Você tem duas dimensões de um fato, a substância e a percepção. O que prevalece é a percepção. Por mais que a substância esteja absolutamente correta na visão desses CEOs, se a percepção do público for diferente, não adianta nada. Reputação é a percepção das pessoas em volta, dos públicos de interesse, sobre o que você faz. A relevância é total. Tem aquela frase, que é chavão, mas verdadeira: seus exemplos falam tão alto que eu não vou escutar o que você diz.

“Reputação não é consequência. Você tem que fazer gestão de reputação. Tem que ter planos de contingência, como se fosse seguro contra incêndio. Porque, se acontece, você precisa atuar imediatamente.”

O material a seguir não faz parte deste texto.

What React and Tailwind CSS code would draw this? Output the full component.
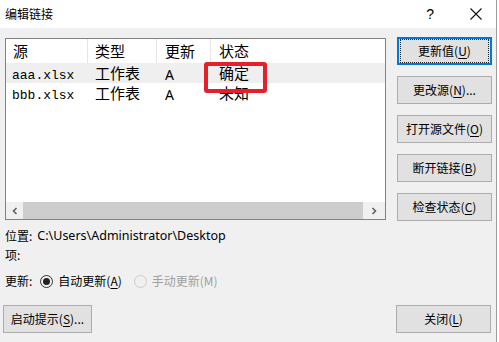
import React from "react";

const ui = { fontFamily: '"Noto Sans", "Noto Sans CJK SC", sans-serif' };
const cjk = { fontFamily: '"Noto Sans CJK SC", sans-serif' };
const mono = { fontFamily: '"Liberation Mono", "Noto Sans CJK SC", monospace' };

function Btn({ children, focused, className = "" }) {
  return (
    <div
      className={
        "h-[28px] flex items-center justify-center text-[12px] text-[#000] bg-[#e1e1e1] " +
        (focused ? "border-2 border-[#0078d7] " : "border border-[#adadad] ") +
        className
      }
      style={ui}
    >
      {focused ? (
        <div className="w-full h-full m-[1px] border border-dotted border-[#222] flex items-center justify-center">
          {children}
        </div>
      ) : (
        children
      )}
    </div>
  );
}

function U({ children }) {
  return <span className="underline underline-offset-2">{children}</span>;
}

export default function App() {
  return (
    <div className="w-[499px] h-[342px] bg-white overflow-hidden">
      <div className="w-[497px] h-[342px] bg-[#f0f0f0] border-r border-[#9c9c9c] relative" style={ui}>
        {/* title bar */}
        <div className="h-[28px] bg-white flex items-center pl-[5px] pr-[12px]">
          <span className="text-[12px] text-black" style={cjk}>编辑链接</span>
          <div className="flex-1" />
          <span className="text-[14px] text-black mr-[36px]" style={{ fontFamily: '"Liberation Sans", sans-serif' }}>?</span>
          <svg width="12" height="12" viewBox="0 0 12 12" className="mr-[2px]">
            <path d="M0.5 0.5 L11.5 11.5 M11.5 0.5 L0.5 11.5" stroke="#111" strokeWidth="1.1" />
          </svg>
        </div>

        {/* main */}
        <div className="flex pl-[5px] pt-[10px]">
          <div className="flex flex-col w-[381px]">
            {/* list */}
            <div className="relative h-[182px] bg-white border border-[#828282] flex flex-col">
              <div className="flex h-[24px] items-center text-[15px] text-black" style={cjk}>
                <div className="w-[82px] h-full flex items-center pl-[7px] border-r border-[#e5e5e5]">源</div>
                <div className="w-[69px] h-full flex items-center pl-[7px] border-r border-[#e5e5e5]">类型</div>
                <div className="w-[54px] h-full flex items-center pl-[8px] border-r border-[#e5e5e5]">更新</div>
                <div className="flex-1 h-full flex items-center pl-[8px]">状态</div>
              </div>
              {[
                ["aaa.xlsx", "工作表", "A", "确定", true],
                ["bbb.xlsx", "工作表", "A", "未知", false],
              ].map(([a, b, c, d, hl]) => (
                <div key={a} className={"flex h-[20px] items-center text-black " + (hl ? "bg-[#efefef]" : "")}>
                  <div className="w-[82px] pl-[6px] pt-[5px] text-[13px] leading-[15px]" style={mono}>{a}</div>
                  <div className="w-[69px] pl-[7px] text-[15px]" style={cjk}>{b}</div>
                  <div className="w-[54px] pl-[8px] pt-[2px] text-[14px]" style={ui}>{c}</div>
                  <div className="flex-1 pl-[8px] text-[15px]" style={cjk}>{d}</div>
                </div>
              ))}
              <div className="flex-1" />
              {/* horizontal scrollbar */}
              <div className="h-[17px] bg-[#f0f0f0] flex items-center">
                <div className="w-[17px] h-full flex items-center justify-center">
                  <svg width="8" height="8" viewBox="0 0 8 8">
                    <path d="M5.5 1 L2.5 4 L5.5 7" fill="none" stroke="#606060" strokeWidth="1.6" />
                  </svg>
                </div>
                <div className="flex-1 h-full bg-[#cdcdcd] mx-0" />
                <div className="w-[22px] h-full flex items-center justify-center">
                  <svg width="8" height="8" viewBox="0 0 8 8">
                    <path d="M2.5 1 L5.5 4 L2.5 7" fill="none" stroke="#606060" strokeWidth="1.6" />
                  </svg>
                </div>
              </div>
              {/* red annotation */}
              <div className="absolute left-[198px] top-[23px] w-[63px] h-[31px] border-[4px] border-[#e3202c] rounded-[3px]" />
            </div>

            <div className="mt-[8px] h-[16px] flex items-center text-[12px] text-black">
              <span style={cjk}>位置:</span>
              <span className="ml-[5px] text-[12.5px]">C:\Users\Administrator\Desktop</span>
            </div>
            <div className="mt-[3px] h-[16px] flex items-center text-[12px] text-black" style={cjk}>项:</div>
            <div className="mt-[10px] h-[16px] flex items-center text-[12px] text-black" style={cjk}>
              <span>更新:</span>
              <span className="ml-[8px] w-[13px] h-[13px] rounded-full border border-[#333] flex items-center justify-center">
                <span className="w-[7px] h-[7px] rounded-full bg-[#222]" />
              </span>
              <span className="ml-[5px]">自动更新(<U>A</U>)</span>
              <span className="ml-[12px] w-[13px] h-[13px] rounded-full border border-[#cccccc]" />
              <span className="ml-[5px] text-[#a0a0a0]">手动更新(M)</span>
            </div>
          </div>

          <div className="ml-[11px] -mt-[1px] w-[95px] flex flex-col gap-[11px]">
            <Btn focused><span style={cjk}>更新值(<U>U</U>)</span></Btn>
            <Btn><span style={cjk}>更改源(<U>N</U>)...</span></Btn>
            <Btn><span style={cjk}>打开源文件(<U>O</U>)</span></Btn>
            <Btn><span style={cjk}>断开链接(<U>B</U>)</span></Btn>
            <Btn><span style={cjk}>检查状态(<U>C</U>)</span></Btn>
          </div>
        </div>

        {/* bottom */}
        <div className="flex mt-[16px] pl-[3px]">
          <Btn className="w-[89px]"><span style={cjk}>启动提示(<U>S</U>)...</span></Btn>
          <div className="flex-1" />
          <Btn className="w-[95px] mr-[5px]"><span style={cjk}>关闭(<U>L</U>)</span></Btn>
        </div>
      </div>
    </div>
  );
}
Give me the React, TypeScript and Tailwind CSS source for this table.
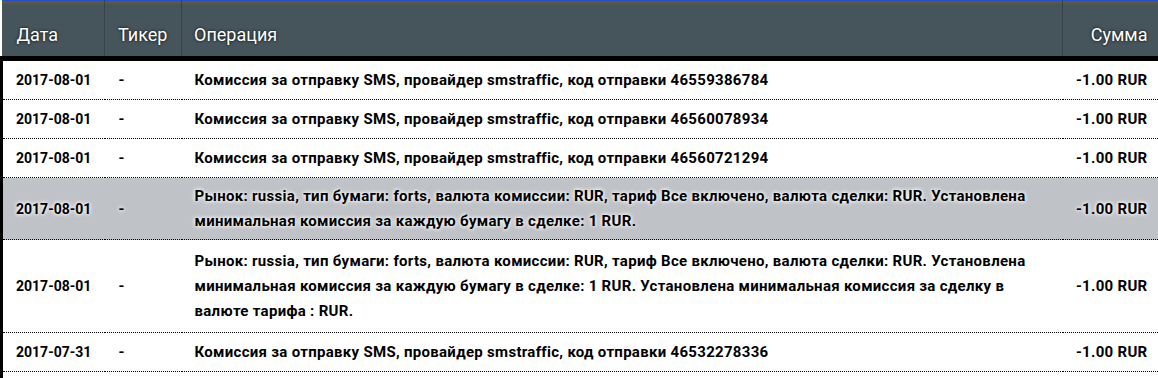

Diante desse cenário, o que uma empresa precisa olhar se quer preservar ou aproveitar as oportunidades decorrentes de uma reputação forte?

Reputação não é consequência. Você tem que fazer gestão de reputação. Tem que ter planos de contingência, como se fosse seguro contra incêndio. Porque se acontece um incêndio, você tem que atuar imediatamente. E aqui quero dar o exemplo de Americanas (a empresa vive uma crise deflagrada por inconsistências em suas demonstrações financeiras). Em primeiro lugar, quero dizer que conheço muito bem os três (Carlos Alberto Sicupira, Jorge Paulo Lemann e Marcel Telles, acionistas de referência da Americanas). Não tenho dúvida da integridade dos três. A consequência para eles e para a empresa teria sido diferente se tivessem respondido de imediato. Entre o fato e a resposta deles, que foi muito boa, inatacável, a reputação dos três acionistas sofreu.

“Se você tem risco reputacional, cujo impacto é muito grande, o que está em jogo é a sobrevivência da empresa, mesmo que a probabilidade seja infinitamente baixa.”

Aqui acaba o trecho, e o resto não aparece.